Prince Hohenlohe finally called on the Prince of Wales, who "spoke prudently, but showed his disgust at the roughness of the Bismarcks, and could not understand their policy of irritating France."

The particular question concerning France that was agitating Germany at the time of the accession was the state of affairs in Alsace-Lorraine, and particularly Bismarck's measure requiring French citizens entering the provinces to provide themselves with a pass from the German Ambassador in Paris. The amiable and conciliatory Statthalter, Prince Hohenlohe, had to make a reluctant journey to Berlin in connexion with this question. There was another question also weighing on his mind—the question whether or not he should have a sentry guard before his official residence in Strasburg. The military authorities, whose rivalry with the civil authorities everywhere in Germany for influence and power still continues, wanted to have the sentries abolished, but the Prince eventually had his way. He showed Bismarck that they were necessary for his reputation with the population, which had already begun to think less of his influence as Statthalter owing to his one day at a review having incautiously and gallantly taken a back seat in his carriage in favour of some lady guests.

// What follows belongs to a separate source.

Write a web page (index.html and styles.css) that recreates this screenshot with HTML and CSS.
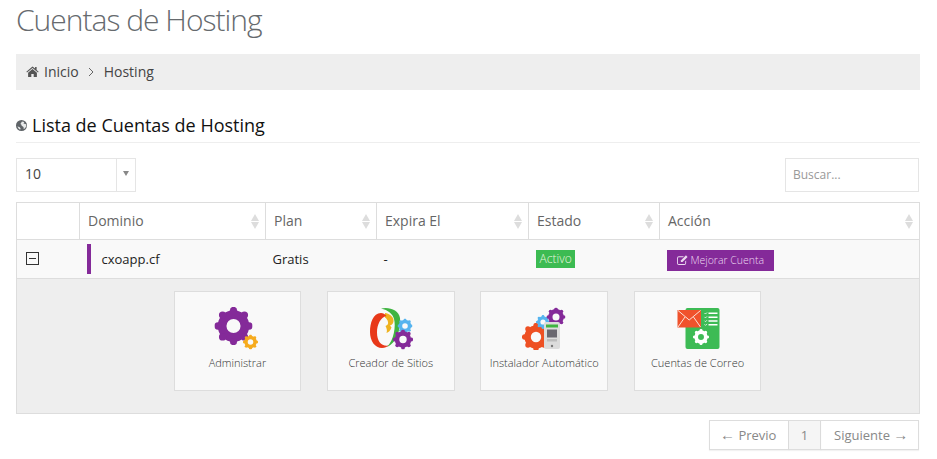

In normal times the composers of speeches from the throne are accustomed to describe the relations between their own and foreign countries as "friendly." When the relations are not friendly, yet not the opposite, they are usually registered on the political barometer as "correct." The attitude on both sides is formal, rigorously polite, reserved; such as would become a pair of people who had once been at feud and after their quarrel had been fought out agreed, if only for the sake of appearances, to show no outward animosity, but on the other hand not give an inch of way. The position of France and Germany is "correct"; it has never been friendly since 1870; and it must be many a long year before it can be friendly again. Apart from the difference between the Latin and Teutonic temperaments, apart from the legacy of hate left in Germany against France by the sufferings and humiliations the great Napoleon caused her, apart from the fact that one people is republican and the other monarchical, there is always one thing that will prevent reconciliation—the loss by France of the fair provinces Alsace and Lorraine. It is of no use for Germany to remind France that up to the Peace of Westphalia in 1648 this territory belonged to Germany, or rather to what then was known by that name. It was useless as well as ungracious for Bismarck to tell France to seek compensation in Africa for what she had lost in Europe. Like Rachel mourning for her children, France will not be comforted; and now, as from the heavy hour in which she lost the provinces, she grieves over the memory of them and nurses the hope, still mingled with hate, of one glorious day regaining them. There are sanguine spirits who assert that the old feeling is dying out, and the German Government studiously encourages that view. It may be so; time is having its obliterating effects; and in externals at least the Germanization of the provinces is slowly making progress. Still the wound is deep, and there seems no prospect of its healing.